→ WHAT YOU SHOULD DO
Look through the data below and report how many lines include "that". Only the number should be given.

BEGIN RECORDS FOR PROCESSING

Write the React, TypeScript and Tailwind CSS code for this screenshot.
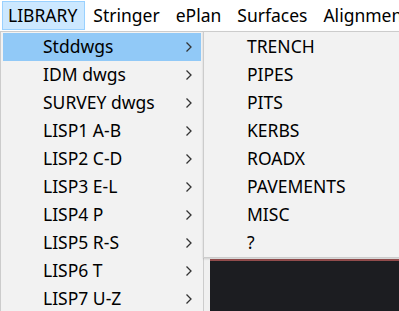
const barItems = ["LIBRARY", "Stringer", "ePlan", "Surfaces", "Alignment"];

const libraryItems = [
  "Stddwgs",
  "IDM dwgs",
  "SURVEY dwgs",
  "LISP1 A-B",
  "LISP2 C-D",
  "LISP3 E-L",
  "LISP4 P",
  "LISP5 R-S",
  "LISP6 T",
  "LISP7 U-Z",
];

const stdItems = ["TRENCH", "PIPES", "PITS", "KERBS", "ROADX", "PAVEMENTS", "MISC", "?"];

function Chevron() {
  return (
    <svg width="8" height="12" viewBox="0 0 8 12" className="shrink-0">
      <polyline points="1.5,1.5 6,6 1.5,10.5" fill="none" stroke="#333" strokeWidth="1.3" />
    </svg>
  );
}

export default function App() {
  return (
    <div
      className="relative w-[399px] h-[311px] overflow-hidden bg-[#f0f0f0] text-[17.5px] leading-none text-black"
      style={{ fontFamily: '"Noto Sans", "Open Sans", sans-serif' }}
    >
      {/* Menu bar */}
      <div className="flex h-[31px] items-center bg-white whitespace-nowrap">
        {barItems.map((item, i) => (
          <div
            key={item}
            className={
              i === 0
                ? "ml-[2px] flex h-[29px] items-center border border-[#99d1ff] bg-[#cce8ff] pl-[5px] pr-[7px]"
                : "flex h-[29px] items-center px-[8px]"
            }
          >
            {item}
          </div>
        ))}
      </div>

      {/* Background app area */}
      <div className="flex h-[280px]">
        <div className="w-[210px] bg-[#f0f0f0]" />
        <div className="mt-[228px] flex-1 border-t-2 border-[#944d4d] bg-[#1c1d21]" />
      </div>

      {/* LIBRARY dropdown */}
      <div className="absolute left-0 top-[31px] w-[204px] border border-[#cccccc] bg-[#f2f2f2] px-[2px] pt-[1px] pb-[2px]">
        {libraryItems.map((item, i) => (
          <div
            key={item}
            className={
              "flex h-[28px] items-center justify-between pl-[40px] pr-[8px] " +
              (i === 0 ? "bg-[#91c9f7]" : "")
            }
          >
            <span>{item}</span>
            <Chevron />
          </div>
        ))}
      </div>

      {/* Stddwgs submenu */}
      <div className="absolute left-[203px] top-[31px] h-[227px] w-[210px] border border-[#cccccc] bg-[#f2f2f2] pt-[1px] shadow-[0_1px_2px_rgba(0,0,0,0.15)]">
        {stdItems.map((item) => (
          <div key={item} className="flex h-[28px] items-center pl-[43px]">
            {item}
          </div>
        ))}
      </div>
    </div>
  );
}
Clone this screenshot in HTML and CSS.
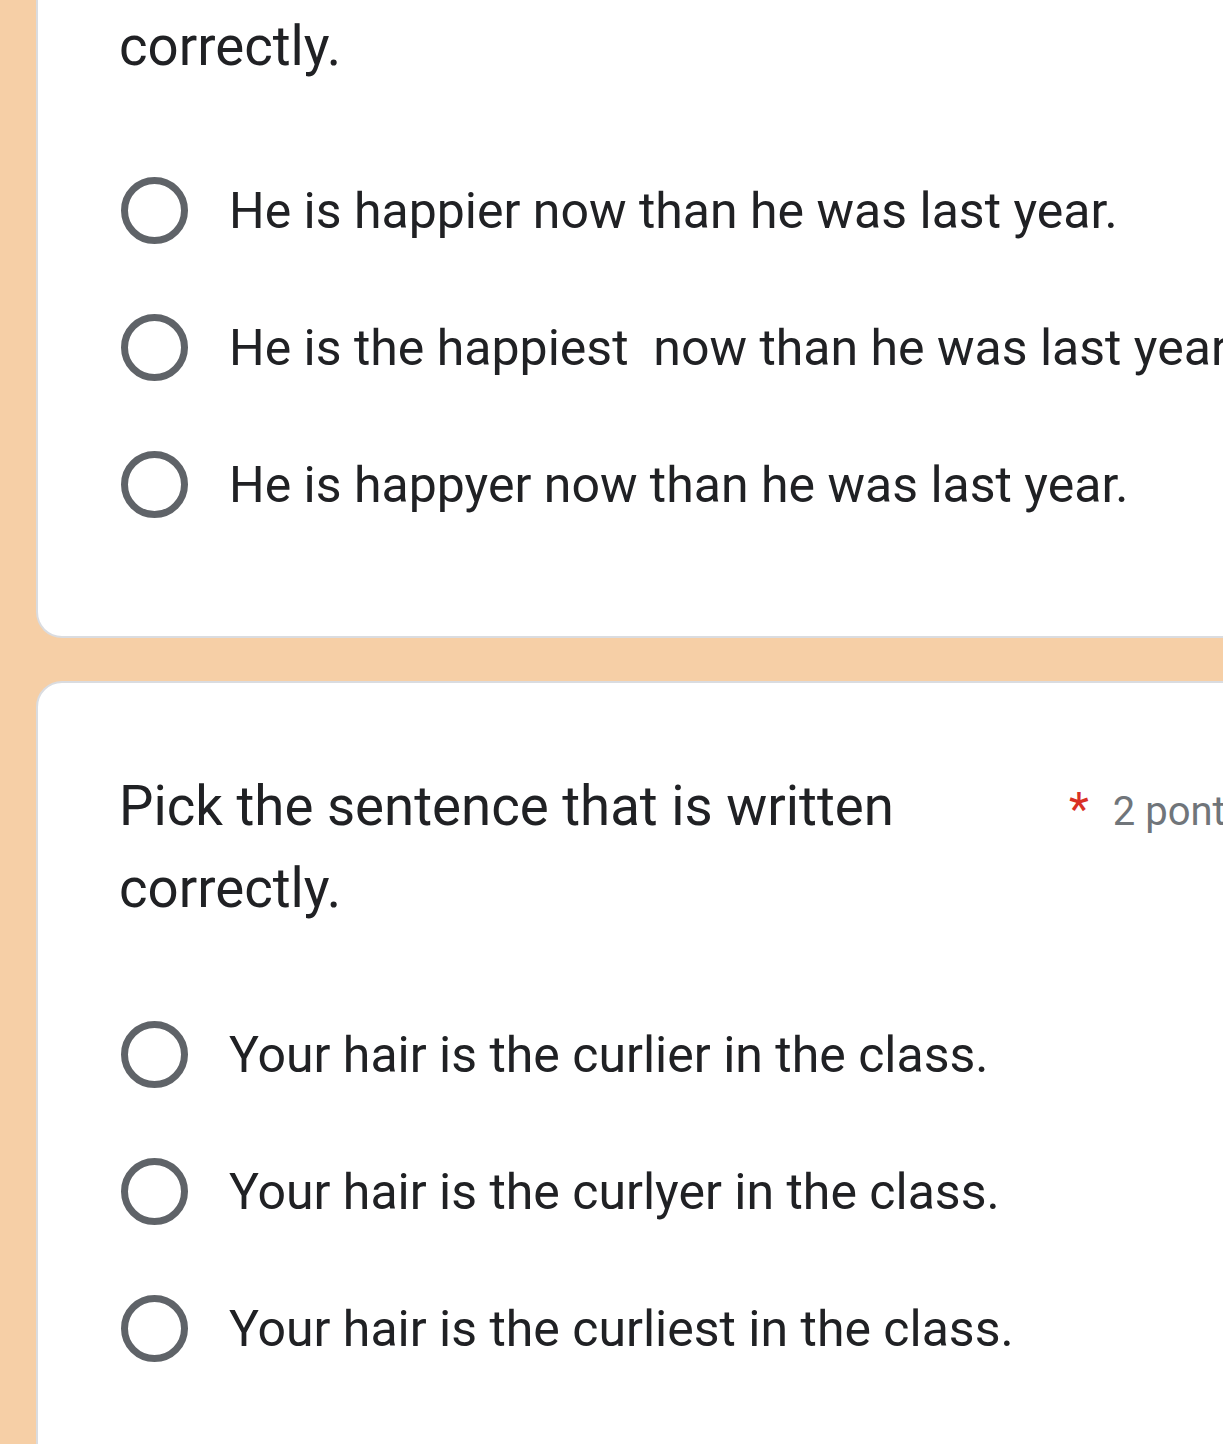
FILE: index.html
```html
<!doctype html>
<html>
<head>
<meta charset="utf-8">
<title>Quiz</title>
<link rel="stylesheet" href="styles.css">
</head>
<body>
<div class="form">
    <div class="card top">
        <div class="head">
            <div class="title">correctly.</div>
        </div>
        <ul class="opts">
            <li><span class="radio"></span>He is happier now than he was last year.</li>
            <li><span class="radio"></span>He is the happiest&nbsp; now than he was last year.</li>
            <li><span class="radio"></span>He is happyer now than he was last year.</li>
        </ul>
    </div>
    <div class="card">
        <div class="head">
            <div class="title">Pick the sentence that is written correctly.</div>
            <span class="req">*</span>
            <span class="points">2 pontos</span>
        </div>
        <ul class="opts">
            <li><span class="radio"></span>Your hair is the curlier in the class.</li>
            <li><span class="radio"></span>Your hair is the curlyer in the class.</li>
            <li><span class="radio"></span>Your hair is the curliest in the class.</li>
        </ul>
    </div>
</div>
</body>
</html>
```

FILE: styles.css
```css
*{
	margin:0px;
	padding:0px;
	box-sizing:border-box;
}
body{
	background:#f6cfa6;
	font-family:Roboto,"Liberation Sans",sans-serif;
	color:#202124;
	overflow:hidden;
}
.form{
	padding-left:36px;
	width:1700px;
	display:flex;
	flex-direction:column;
	gap:43px;
}
.card{
	background:#fff;
	border:2px solid #dadce0;
	border-radius:26px;
	padding:82px 81px;
}
.card.top{
	border-top:0;
	border-radius:0 0 26px 26px;
	padding-top:5px;
	padding-bottom:83px;
}
.head{
	display:flex;
	align-items:baseline;
	margin-bottom:57px;
}
.top .head{
	margin-bottom:55px;
}
.title{
	width:950px;
	font-size:54.6px;
	line-height:82px;
}
.req{
	color:#d93025;
	font-size:46px;
	margin-right:24px;
}
.points{
	color:#70757a;
	font-size:40px;
}
.opts{
	list-style:none;
}
.opts li{
	display:flex;
	align-items:center;
	height:137px;
	font-size:50px;
}
.radio{
	width:67px;
	height:67px;
	border:7px solid #5f6368;
	border-radius:50%;
	margin-left:2px;
	margin-right:41px;
	flex-shrink:0;
}
```
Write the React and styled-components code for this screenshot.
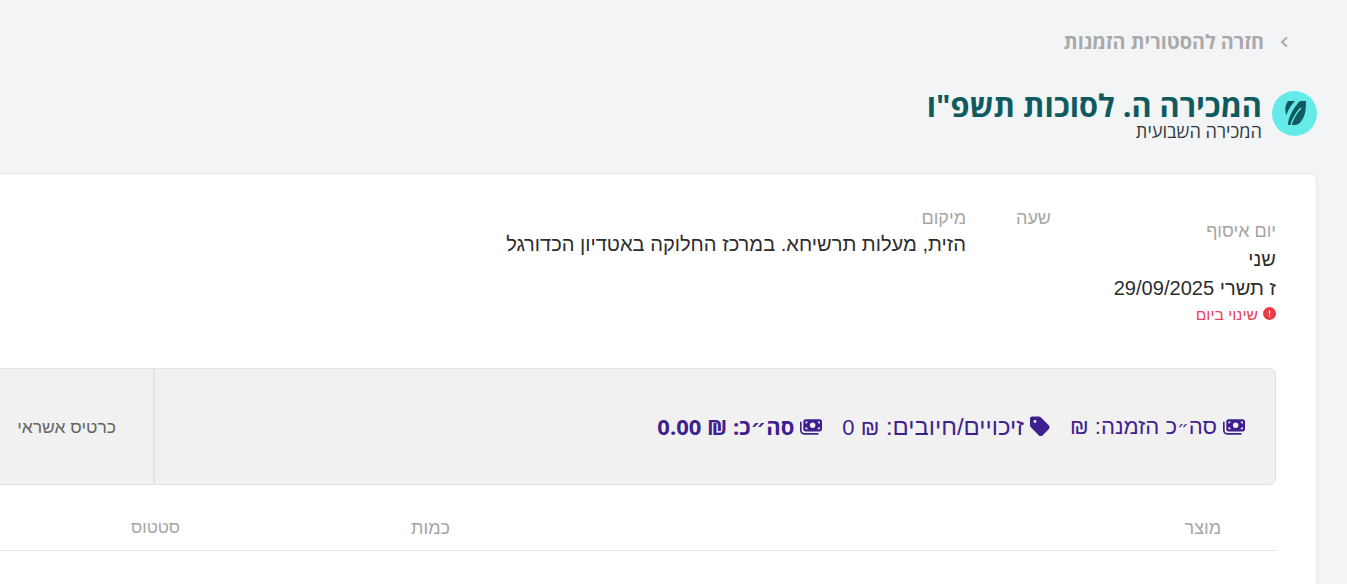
import React from "react";
import styled, { createGlobalStyle } from "styled-components";
import { FaTag, FaMoneyBills, FaCircleExclamation } from "react-icons/fa6";

const Global = createGlobalStyle`
  html, body { margin: 0; padding: 0; background: #f3f4f6; overflow: hidden; height: 584px; }
  body { font-family: "Liberation Sans", Arial, sans-serif; }
`;
const Page = styled.div`
  direction: rtl; width: 1347px; height: 584px; overflow: hidden; box-sizing: border-box;
  padding: 31px 30px 0 0;
`;
const BackLink = styled.a`
  display: flex; align-items: center; gap: 15px; height: 22px; padding-right: 26px;
  color: #a9a9a9; font-family: "Open Sans", sans-serif; font-size: 19.8px; font-weight: 700; line-height: 22px;
`;
const Chevron = styled.svg`width: 12px; height: 12px; flex: none;`;
const Header = styled.div`
  display: flex; align-items: center; gap: 10px; margin-top: 28px; height: 64px;
`;
const Badge = styled.div`
  width: 45px; height: 45px; border-radius: 50%; background: #64ebe9; flex: none;
  display: flex; align-items: center; justify-content: center;
`;
const Titles = styled.div`display: flex; flex-direction: column; padding-top: 2px;`;
const Title = styled.h1`
  margin: 0; font-family: "Open Sans", sans-serif; font-size: 30.7px; line-height: 34px; font-weight: 700; color: #0f5a5f;
`;
const Subtitle = styled.div`
  font-family: "Open Sans", sans-serif; font-size: 18.2px; line-height: 18px; color: #2f3a3f;
`;
const Card = styled.section`
  margin-top: 28px; margin-left: -40px; height: 500px; box-sizing: border-box;
  background: #fff; border: 1px solid #e5e7eb; border-radius: 6px;
  padding: 32px 40px 0 0;
`;
const Info = styled.div`display: flex; align-items: flex-start;`;
const Col = styled.div`
  width: ${p => p.$w}px; flex: none; padding-top: ${p => p.$top || 0}px;
`;
const Label = styled.div`
  color: #a6a6a6; font-size: 18px; line-height: 24px;
`;
const DayLabel = styled(Label)`margin-bottom: 2px;`;
const Value = styled.div`
  color: #2d2d2d; font-size: 20.1px; line-height: 29px; white-space: nowrap;
`;
const Change = styled.div`
  display: flex; align-items: center; gap: 5px; margin-top: 2px;
  color: #e8435a; font-size: 15.7px; line-height: 20px;
  svg { color: #e93b45; width: 13px; height: 13px; margin-top: -3px; }
`;
const Summary = styled.div`
  margin-top: 43px; height: 117px; box-sizing: border-box; display: flex; align-items: stretch;
  background: #f1f1f1; border: 1px solid #e3e3e3; border-radius: 6px;
`;
const Totals = styled.div`
  width: 1122px; flex: none; box-sizing: border-box; border-left: 2px solid #e4e4e4;
  display: flex; align-items: center; gap: 20px; padding-right: 30px;
`;
const Total = styled.div`
  display: flex; align-items: center; gap: 6px; color: #3f1f8f; font-size: ${p => p.$size}px;
  font-weight: 400; white-space: nowrap;
  svg { width: 22px; height: 20px; flex: none; }
`;
const GrandTotal = styled(Total)`
  font-family: "Open Sans", "DejaVu Sans", sans-serif; font-size: 22px; font-weight: 700; margin-top: -2px;
  svg { margin-top: 2px; }
`;
const Amount = styled.span`font-size: 22px;`;
const Gershayim = styled.span`font-family: "DejaVu Sans", sans-serif; font-size: 18px;`;
const TagIcon = styled(FaTag)`
  && { width: 20px; height: 23px; }
`;
const Payment = styled.div`
  display: flex; align-items: center; padding: 1px 37px 0 0; color: #666; font-size: 17.5px;
`;
const TableHead = styled.div`
  display: flex; height: 66px; box-sizing: border-box; padding-top: 32px;
  border-bottom: 1px solid #e5e5e5; color: #a6a6a6; font-size: 18px; line-height: 22px;
`;
const HeadCell = styled.div`
  width: ${p => p.$w}px; flex: none; padding-right: ${p => p.$pad}px; box-sizing: border-box;
  font-size: ${p => p.$size || 18}px;
`;

const Leaf = () => (
  <svg width="24" height="26" viewBox="0 0 24 26" fill="#0f5a5f">
    <path d="M5 1 H12 C 8 5 5 10 3.5 15 C 1.5 11 2 5 5 1 Z" />
    <path d="M23 1 C 23 10 22 16 19 20 C 17 24 14 25 11 25 H5 C 5 18 10 9 15 3 C 16 1.5 17 1 18 1 Z" />
    <path d="M8 25 C 10 18 14 12 18 8" fill="none" stroke="#64ebe9" strokeWidth="1.4" />
  </svg>
);

export default function App() {
  return (
    <>
      <Global />
      <Page>
        <BackLink>
          <Chevron viewBox="0 0 12 12" fill="none" stroke="#a9a9a9" strokeWidth="2"><path d="M8 1.5 L3 6 L8 10.5" /></Chevron>
          חזרה להסטורית הזמנות
        </BackLink>
        <Header>
          <Badge><Leaf /></Badge>
          <Titles>
            <Title>המכירה ה. לסוכות תשפ"ו</Title>
            <Subtitle>המכירה השבועית</Subtitle>
          </Titles>
        </Header>
        <Card>
          <Info>
            <Col $w={225} $top={13}>
              <DayLabel>יום איסוף</DayLabel>
              <Value>שני</Value>
              <Value>ז תשרי 29/09/2025</Value>
              <Change><FaCircleExclamation />שינוי ביום</Change>
            </Col>
            <Col $w={85}>
              <Label>שעה</Label>
            </Col>
            <Col $w={600}>
              <Label>מיקום</Label>
              <Value>הזית, מעלות תרשיחא. במרכז החלוקה באטדיון הכדורגל</Value>
            </Col>
          </Info>
          <Summary>
            <Totals>
              <Total $size={22.1}><FaMoneyBills /><span>סה<Gershayim>״</Gershayim>כ הזמנה: <Amount>₪</Amount></span></Total>
              <Total $size={23.9}><TagIcon /><span>זיכויים/חיובים: <Amount>₪ 0</Amount></span></Total>
              <GrandTotal><FaMoneyBills />סה״כ: ₪ 0.00</GrandTotal>
            </Totals>
            <Payment>כרטיס אשראי</Payment>
          </Summary>
          <TableHead>
            <HeadCell $w={826} $pad={55}>מוצר</HeadCell>
            <HeadCell $w={270} $pad={0}>כמות</HeadCell>
            <HeadCell $w={200} $pad={0} $size={17}>סטטוס</HeadCell>
          </TableHead>
        </Card>
      </Page>
    </>
  );
}
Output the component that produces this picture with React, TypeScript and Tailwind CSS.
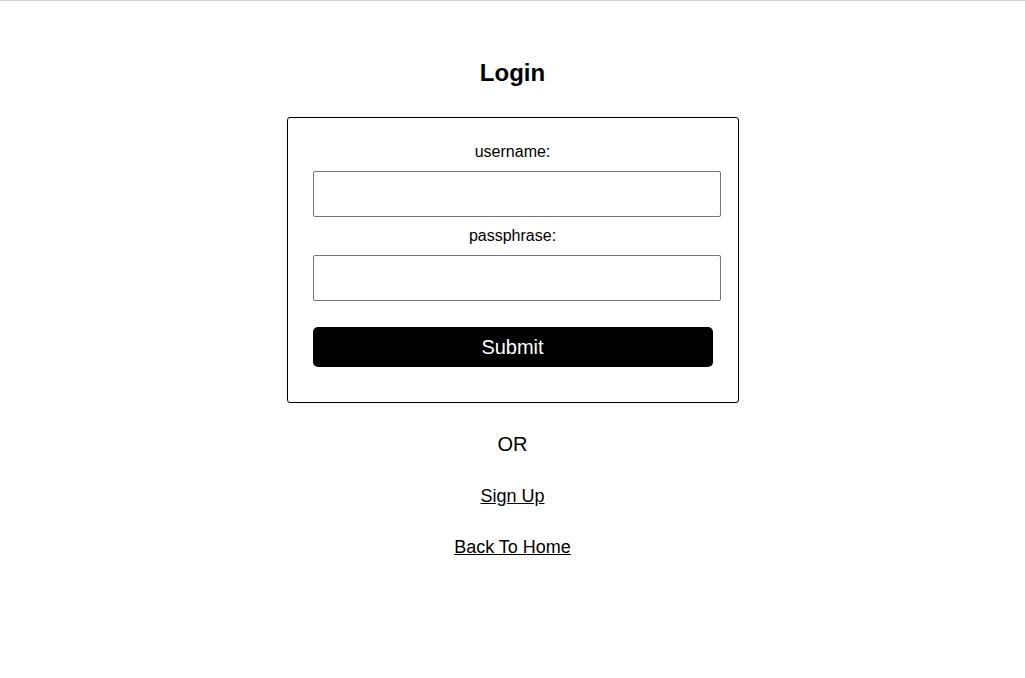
export default function App() {
  return (
    <div className="min-h-[678px] border-t border-[#d4d4d4] bg-white font-['Liberation_Sans',Arial,sans-serif] text-black">
      <div className="flex flex-col items-center">
        <h1 className="mt-[58px] text-[24px] font-bold leading-[28px]">Login</h1>

        <form
          onSubmit={(e) => e.preventDefault()}
          className="mt-[30px] flex w-[452px] flex-col rounded-[3px] border border-black px-[25px] pb-[35px] pt-[25px] shadow-[0_0_8px_rgba(0,0,0,0.06)]"
        >
          <label className="text-center text-[16px] leading-[18px]">username:</label>
          <input
            type="text"
            className="mt-[10px] h-[46px] w-[408px] rounded-[2px] border border-[#767676] px-2"
          />
          <label className="mt-[10px] text-center text-[16px] leading-[18px]">passphrase:</label>
          <input
            type="password"
            className="mt-[10px] h-[46px] w-[408px] rounded-[2px] border border-[#767676] px-2"
          />
          <button
            type="submit"
            className="mt-[26px] h-[40px] w-[400px] rounded-[5px] bg-black text-[20px] text-white"
          >
            Submit
          </button>
        </form>

        <p className="mt-[30px] text-[20px] leading-[23px]">OR</p>
        <a href="#" className="mt-[30px] text-[18px] leading-[21px] underline">
          Sign Up
        </a>
        <a href="#" className="mt-[30px] text-[18px] leading-[21px] underline">
          Back To Home
        </a>
      </div>
    </div>
  );
}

END RECORDS FOR PROCESSING

→ RESULT FOR THIS EXERCISE
2